The Crystal Cove Historic District was nominated in 1979 and listed on the National Register of Historic Places. In 1982, the Crystal Cove State Park general plan was approved by the State Parks and Recreation Commission. The plans major components include the adaptive re-use of the Crystal Cove cottage for affordable public use and the conversion of the El Morro Trailer Park area for public camping and day use. State Funds for implementing these improvements are not available and the leases for both areas are extended for 20 years.
In 1997, the state signs a 60 years concession contract with private developers to convert the cottages into a luxury resort, and in 1999, the Alliance to Save Crystal Cove is formed to coordinate support to stop the planned luxury resort.

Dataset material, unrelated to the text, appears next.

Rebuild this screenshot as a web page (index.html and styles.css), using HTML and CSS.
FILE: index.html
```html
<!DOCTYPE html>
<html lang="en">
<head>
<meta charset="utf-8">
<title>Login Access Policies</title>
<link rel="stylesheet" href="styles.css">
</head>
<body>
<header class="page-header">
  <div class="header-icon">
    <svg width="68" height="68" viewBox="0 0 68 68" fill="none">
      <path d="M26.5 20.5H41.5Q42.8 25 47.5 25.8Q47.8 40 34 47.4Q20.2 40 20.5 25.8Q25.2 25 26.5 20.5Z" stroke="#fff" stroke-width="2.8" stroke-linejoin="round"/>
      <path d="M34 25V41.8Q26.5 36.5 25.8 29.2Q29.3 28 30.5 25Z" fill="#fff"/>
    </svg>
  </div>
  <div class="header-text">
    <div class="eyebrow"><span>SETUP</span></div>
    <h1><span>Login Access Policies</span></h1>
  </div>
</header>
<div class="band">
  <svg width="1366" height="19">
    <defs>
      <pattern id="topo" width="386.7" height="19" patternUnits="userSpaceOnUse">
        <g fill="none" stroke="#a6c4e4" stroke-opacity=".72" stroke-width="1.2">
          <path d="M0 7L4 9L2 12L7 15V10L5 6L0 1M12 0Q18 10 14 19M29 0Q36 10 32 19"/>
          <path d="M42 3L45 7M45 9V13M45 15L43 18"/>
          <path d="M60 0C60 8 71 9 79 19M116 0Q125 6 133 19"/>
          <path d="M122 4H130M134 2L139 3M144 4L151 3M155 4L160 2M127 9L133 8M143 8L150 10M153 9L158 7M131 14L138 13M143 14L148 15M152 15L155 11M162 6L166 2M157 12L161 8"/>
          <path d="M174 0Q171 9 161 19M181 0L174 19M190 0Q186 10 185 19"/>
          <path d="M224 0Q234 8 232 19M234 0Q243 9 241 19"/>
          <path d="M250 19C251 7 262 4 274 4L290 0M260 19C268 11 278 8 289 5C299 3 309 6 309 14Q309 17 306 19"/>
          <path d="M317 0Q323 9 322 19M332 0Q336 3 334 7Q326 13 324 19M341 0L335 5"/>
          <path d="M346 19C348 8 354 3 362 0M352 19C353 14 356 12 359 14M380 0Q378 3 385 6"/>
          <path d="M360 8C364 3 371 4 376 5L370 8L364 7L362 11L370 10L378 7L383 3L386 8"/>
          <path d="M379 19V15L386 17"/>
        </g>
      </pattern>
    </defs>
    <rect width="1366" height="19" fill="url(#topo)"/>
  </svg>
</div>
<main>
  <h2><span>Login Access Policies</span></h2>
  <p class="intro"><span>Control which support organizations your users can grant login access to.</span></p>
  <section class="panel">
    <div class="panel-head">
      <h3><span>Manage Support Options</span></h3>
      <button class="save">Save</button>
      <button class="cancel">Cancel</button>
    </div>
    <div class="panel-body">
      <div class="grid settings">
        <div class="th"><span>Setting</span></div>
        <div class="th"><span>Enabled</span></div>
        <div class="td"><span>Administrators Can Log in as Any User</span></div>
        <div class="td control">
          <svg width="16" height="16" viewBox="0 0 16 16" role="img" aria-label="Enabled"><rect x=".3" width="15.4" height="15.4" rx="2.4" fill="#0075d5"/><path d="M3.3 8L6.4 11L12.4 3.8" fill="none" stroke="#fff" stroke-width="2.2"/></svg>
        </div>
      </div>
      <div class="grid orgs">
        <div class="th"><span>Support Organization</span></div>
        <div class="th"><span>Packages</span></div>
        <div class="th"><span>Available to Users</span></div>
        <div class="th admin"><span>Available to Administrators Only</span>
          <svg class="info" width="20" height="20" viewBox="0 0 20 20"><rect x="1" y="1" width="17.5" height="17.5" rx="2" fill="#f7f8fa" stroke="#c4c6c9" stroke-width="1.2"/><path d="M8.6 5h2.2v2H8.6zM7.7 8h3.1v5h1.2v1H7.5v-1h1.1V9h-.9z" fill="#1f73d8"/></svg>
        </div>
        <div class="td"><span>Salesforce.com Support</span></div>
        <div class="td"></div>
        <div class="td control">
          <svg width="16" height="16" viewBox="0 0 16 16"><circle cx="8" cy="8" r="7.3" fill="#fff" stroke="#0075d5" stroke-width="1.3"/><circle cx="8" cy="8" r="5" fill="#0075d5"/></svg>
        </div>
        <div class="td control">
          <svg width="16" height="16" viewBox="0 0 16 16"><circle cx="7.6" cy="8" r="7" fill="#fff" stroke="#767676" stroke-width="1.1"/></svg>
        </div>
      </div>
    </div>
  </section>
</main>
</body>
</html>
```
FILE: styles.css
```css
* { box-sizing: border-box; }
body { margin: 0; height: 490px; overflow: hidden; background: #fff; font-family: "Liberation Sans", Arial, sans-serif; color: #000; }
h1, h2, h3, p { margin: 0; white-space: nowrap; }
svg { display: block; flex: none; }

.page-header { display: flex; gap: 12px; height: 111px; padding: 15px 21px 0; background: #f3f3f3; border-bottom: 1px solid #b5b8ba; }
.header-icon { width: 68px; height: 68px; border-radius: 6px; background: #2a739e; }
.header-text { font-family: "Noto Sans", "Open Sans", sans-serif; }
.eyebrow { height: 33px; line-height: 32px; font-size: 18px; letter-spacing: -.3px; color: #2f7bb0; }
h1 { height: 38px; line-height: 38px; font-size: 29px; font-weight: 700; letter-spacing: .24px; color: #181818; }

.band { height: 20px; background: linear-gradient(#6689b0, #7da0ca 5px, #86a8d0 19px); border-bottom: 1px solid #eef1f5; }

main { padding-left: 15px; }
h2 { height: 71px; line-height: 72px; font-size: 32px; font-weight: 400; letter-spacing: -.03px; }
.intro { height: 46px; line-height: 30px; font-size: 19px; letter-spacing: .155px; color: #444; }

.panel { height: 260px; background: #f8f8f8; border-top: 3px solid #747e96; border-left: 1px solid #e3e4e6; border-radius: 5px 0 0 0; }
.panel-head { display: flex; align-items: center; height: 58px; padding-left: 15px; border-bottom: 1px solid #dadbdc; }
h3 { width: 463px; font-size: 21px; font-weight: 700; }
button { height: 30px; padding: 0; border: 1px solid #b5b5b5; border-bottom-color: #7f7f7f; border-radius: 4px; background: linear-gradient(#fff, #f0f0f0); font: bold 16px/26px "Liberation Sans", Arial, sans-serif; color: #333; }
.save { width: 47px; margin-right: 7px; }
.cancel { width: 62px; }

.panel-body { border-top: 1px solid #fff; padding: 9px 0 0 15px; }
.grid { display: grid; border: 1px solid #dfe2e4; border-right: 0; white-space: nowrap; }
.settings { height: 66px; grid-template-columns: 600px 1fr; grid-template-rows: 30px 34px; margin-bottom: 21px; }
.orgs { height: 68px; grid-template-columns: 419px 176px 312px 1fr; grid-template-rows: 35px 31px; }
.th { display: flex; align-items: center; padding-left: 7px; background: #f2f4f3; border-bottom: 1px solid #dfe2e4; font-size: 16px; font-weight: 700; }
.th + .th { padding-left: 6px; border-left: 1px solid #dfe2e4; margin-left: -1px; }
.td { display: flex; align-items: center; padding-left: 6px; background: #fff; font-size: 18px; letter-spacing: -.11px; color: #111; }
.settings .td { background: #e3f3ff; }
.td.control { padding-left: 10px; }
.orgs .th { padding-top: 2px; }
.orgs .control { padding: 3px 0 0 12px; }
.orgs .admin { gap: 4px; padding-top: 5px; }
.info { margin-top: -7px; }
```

In 2001, the State Parks staff begins meeting with stakeholders and the public to create a public works plan to develop the Crystal Cove Historic District per the general plan.
In 2003, the resulting Crystal Cove Historic District Preservation and Public use plan is completed, goes through environmental review and is approved by the State Parks commission. The first phase of the restoration of 22 cottages and key infrastructure begins at the Historic District. Between 2003 and 2006, the restoration project results in the restoration of 13 cottages for overnight rental and nine for operations, interpretation and food concession use. During 2006, the first overnight guests check into restored cottages and the Beachcomber Restaurant opens. The tenants of El Morro Beach Trailer park vacated after a lengthy legal battle and the trailers were removed in order to develop a public campground and day use facility.

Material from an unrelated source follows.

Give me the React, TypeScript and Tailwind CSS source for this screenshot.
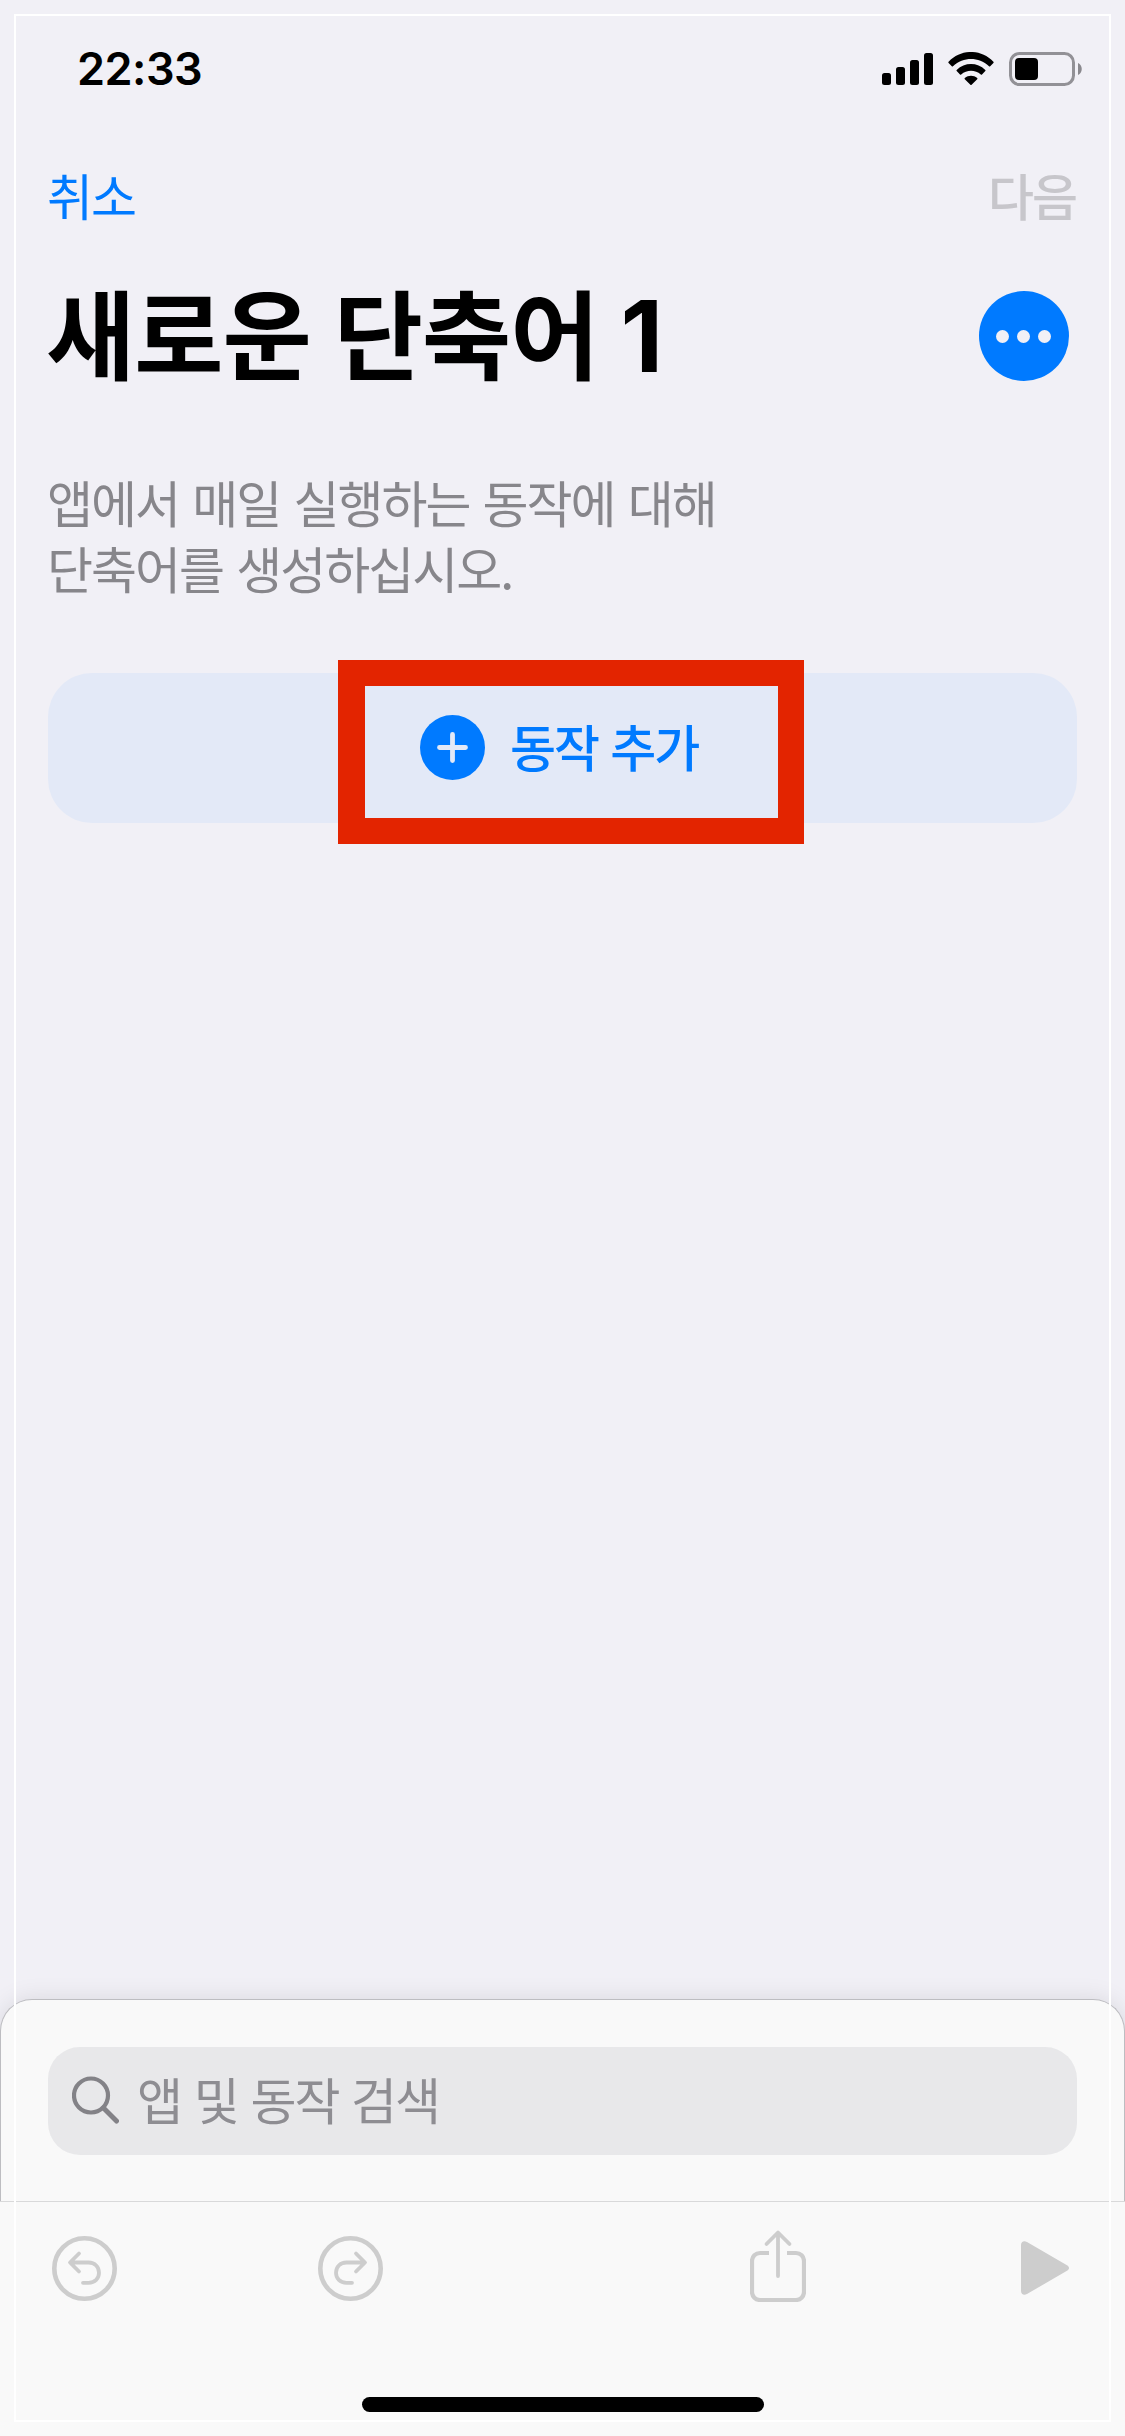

In 2007, Crystal cove State Park is awarded the prestigious Governor's Historic Preservation Award for the first restoration project. Fundraising starts for the second restoration project, which would cost $6 million and would restore the Education Commons, Hollow and South Beach area. The restoration was completed between 2009 and 2011. In 2013, the third phase restoration project of scoping and site clean up begins; which includes the restoration of the remaining 17 cottages in the North Beach area of the district.